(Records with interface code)

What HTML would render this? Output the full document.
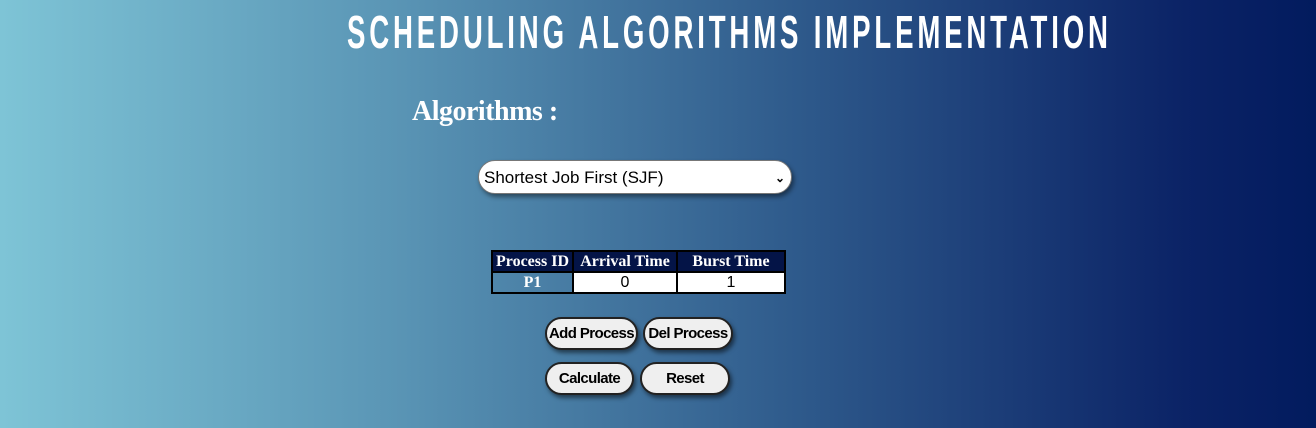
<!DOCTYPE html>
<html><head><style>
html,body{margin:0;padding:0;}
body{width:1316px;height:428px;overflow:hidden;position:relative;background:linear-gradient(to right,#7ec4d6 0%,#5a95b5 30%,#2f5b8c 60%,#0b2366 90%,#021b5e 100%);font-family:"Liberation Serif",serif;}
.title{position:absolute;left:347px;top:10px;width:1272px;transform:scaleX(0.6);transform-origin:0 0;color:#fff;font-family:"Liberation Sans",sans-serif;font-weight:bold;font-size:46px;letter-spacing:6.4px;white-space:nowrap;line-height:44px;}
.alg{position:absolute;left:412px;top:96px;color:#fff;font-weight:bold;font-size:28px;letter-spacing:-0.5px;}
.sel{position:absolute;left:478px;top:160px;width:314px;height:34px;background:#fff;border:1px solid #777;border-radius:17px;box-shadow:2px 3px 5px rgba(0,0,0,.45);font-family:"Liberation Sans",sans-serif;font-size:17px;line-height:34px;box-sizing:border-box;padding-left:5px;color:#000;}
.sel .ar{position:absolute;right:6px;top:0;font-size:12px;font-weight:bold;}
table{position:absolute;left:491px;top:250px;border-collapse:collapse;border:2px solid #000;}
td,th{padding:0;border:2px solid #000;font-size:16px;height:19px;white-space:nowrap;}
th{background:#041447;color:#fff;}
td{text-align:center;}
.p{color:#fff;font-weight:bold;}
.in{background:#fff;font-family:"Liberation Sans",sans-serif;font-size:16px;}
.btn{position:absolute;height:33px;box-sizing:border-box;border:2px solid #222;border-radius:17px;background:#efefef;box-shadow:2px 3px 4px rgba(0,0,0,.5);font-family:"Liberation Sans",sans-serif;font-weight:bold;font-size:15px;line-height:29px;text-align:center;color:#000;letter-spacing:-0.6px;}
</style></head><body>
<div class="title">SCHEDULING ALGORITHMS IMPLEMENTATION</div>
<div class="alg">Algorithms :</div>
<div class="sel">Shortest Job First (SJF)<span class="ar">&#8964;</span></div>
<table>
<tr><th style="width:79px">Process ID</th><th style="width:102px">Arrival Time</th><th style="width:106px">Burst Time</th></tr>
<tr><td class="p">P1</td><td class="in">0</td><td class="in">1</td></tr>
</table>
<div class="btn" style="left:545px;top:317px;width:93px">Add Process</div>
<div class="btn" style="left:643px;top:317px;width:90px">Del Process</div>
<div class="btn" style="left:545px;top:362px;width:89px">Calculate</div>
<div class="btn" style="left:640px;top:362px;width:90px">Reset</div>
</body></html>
--
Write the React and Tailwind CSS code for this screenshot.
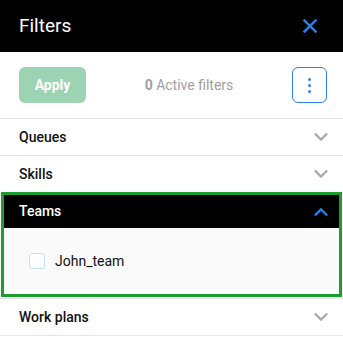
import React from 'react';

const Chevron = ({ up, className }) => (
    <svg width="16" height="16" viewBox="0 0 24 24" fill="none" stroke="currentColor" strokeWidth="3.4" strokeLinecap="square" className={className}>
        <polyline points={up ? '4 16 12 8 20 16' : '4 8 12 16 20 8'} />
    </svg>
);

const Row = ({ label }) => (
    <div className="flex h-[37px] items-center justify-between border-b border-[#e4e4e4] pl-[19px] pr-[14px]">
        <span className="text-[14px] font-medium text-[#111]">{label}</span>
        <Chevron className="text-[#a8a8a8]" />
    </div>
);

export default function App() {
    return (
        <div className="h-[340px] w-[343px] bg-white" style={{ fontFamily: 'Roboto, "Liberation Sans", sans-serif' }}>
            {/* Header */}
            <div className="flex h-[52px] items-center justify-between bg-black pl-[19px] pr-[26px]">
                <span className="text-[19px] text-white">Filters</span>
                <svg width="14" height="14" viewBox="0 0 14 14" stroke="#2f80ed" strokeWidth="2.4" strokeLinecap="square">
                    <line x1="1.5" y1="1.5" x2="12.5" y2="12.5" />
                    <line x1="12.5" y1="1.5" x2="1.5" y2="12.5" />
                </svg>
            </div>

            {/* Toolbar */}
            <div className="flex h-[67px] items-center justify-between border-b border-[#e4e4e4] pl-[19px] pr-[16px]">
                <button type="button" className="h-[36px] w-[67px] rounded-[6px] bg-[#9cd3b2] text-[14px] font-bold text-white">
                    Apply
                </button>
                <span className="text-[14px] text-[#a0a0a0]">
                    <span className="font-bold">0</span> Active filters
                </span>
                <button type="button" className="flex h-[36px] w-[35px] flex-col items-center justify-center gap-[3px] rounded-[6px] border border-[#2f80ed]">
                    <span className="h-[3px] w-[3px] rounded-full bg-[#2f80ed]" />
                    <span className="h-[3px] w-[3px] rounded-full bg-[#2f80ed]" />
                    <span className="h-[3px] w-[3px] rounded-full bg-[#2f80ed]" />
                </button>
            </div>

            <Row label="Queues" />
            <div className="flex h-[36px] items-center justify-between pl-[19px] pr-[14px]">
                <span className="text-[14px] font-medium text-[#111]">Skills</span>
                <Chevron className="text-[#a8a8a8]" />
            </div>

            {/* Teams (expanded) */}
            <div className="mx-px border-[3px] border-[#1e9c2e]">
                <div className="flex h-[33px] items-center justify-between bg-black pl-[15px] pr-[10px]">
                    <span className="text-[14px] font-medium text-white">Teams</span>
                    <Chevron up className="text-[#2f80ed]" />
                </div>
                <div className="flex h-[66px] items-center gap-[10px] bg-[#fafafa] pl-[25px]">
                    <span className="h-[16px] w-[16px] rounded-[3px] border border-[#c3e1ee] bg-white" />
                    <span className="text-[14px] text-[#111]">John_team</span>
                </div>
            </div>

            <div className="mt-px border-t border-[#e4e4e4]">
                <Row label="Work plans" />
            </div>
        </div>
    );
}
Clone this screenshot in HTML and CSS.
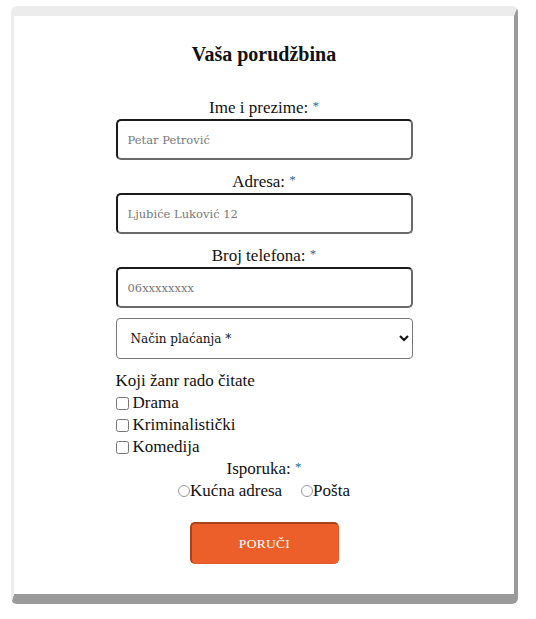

What to produce:
Each line that holds the string "React" counts once; give the total and nothing else.

Task output:
2